Stories from officials in the Twin Cities are similar, including those who have enforced smoking bans in Bloomington, Golden Valley and Hennepin and Ramsey counties.
About half the smoking bans in Minnesota - including those in Minneapolis, Bloomington and Moorhead - are enforced by public health or environmental officials, while police and sheriffs are the enforcers in places such as McLeod County, Golden Valley and International Falls.
Inspectors also help carry out the bans while they're checking for compliance with food and other regulations. That's how it works in Bloomington, where inspectors keep an eye out for ashtrays, matches and other evidence of smoking when they make surprise visits to restaurants, said Lynn Moore, environmental health manager.

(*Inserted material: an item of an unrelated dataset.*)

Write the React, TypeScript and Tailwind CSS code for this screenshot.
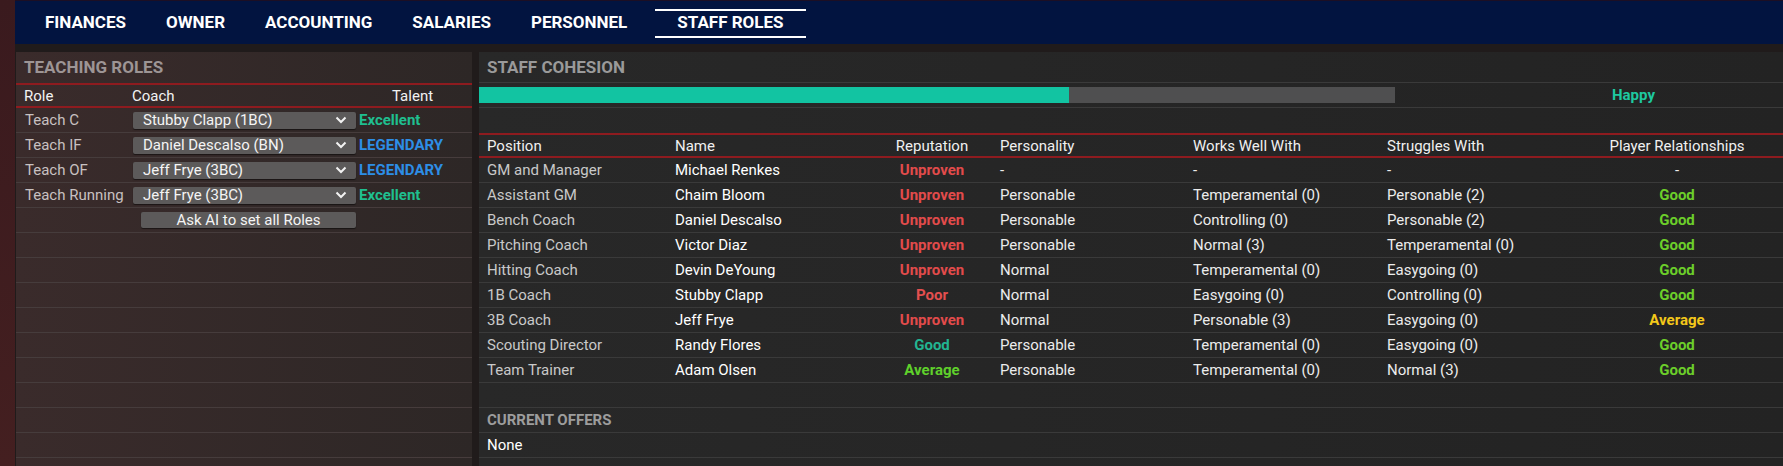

Still, if no one calls to complain, the smoking enforcers may never know where the rules are being broken, said Jim Farrell, who represents bar owners opposed to smoking bans as head of the Minnesota Licensed Beverage Association.
"There are certain guys who have just done civil disobedience - if a customer wants to smoke they have probably just looked the other way," Farrell said. "When we're talking about smoking in a bar, more than likely there's no one in the bar who has been bothered by the smoke."
Back in downtown St. Paul, Wild Tymes owner John McDonough said he's never caught a customer smoking illegally inside the bar.
"But sometimes you can walk into a bathroom and smell it," McDonough said. "Sometimes on very busy nights after a hockey game, you find a cup or two with a butt in it."
He put up the tent to give smokers some shelter in the only place they're allowed to practice their habit anymore - outside. After meeting the requirements of different smoking bans adopted by Ramsey County, then by St. Paul, McDonough is now waiting to find out whether a statewide smoking ban will change the rules again.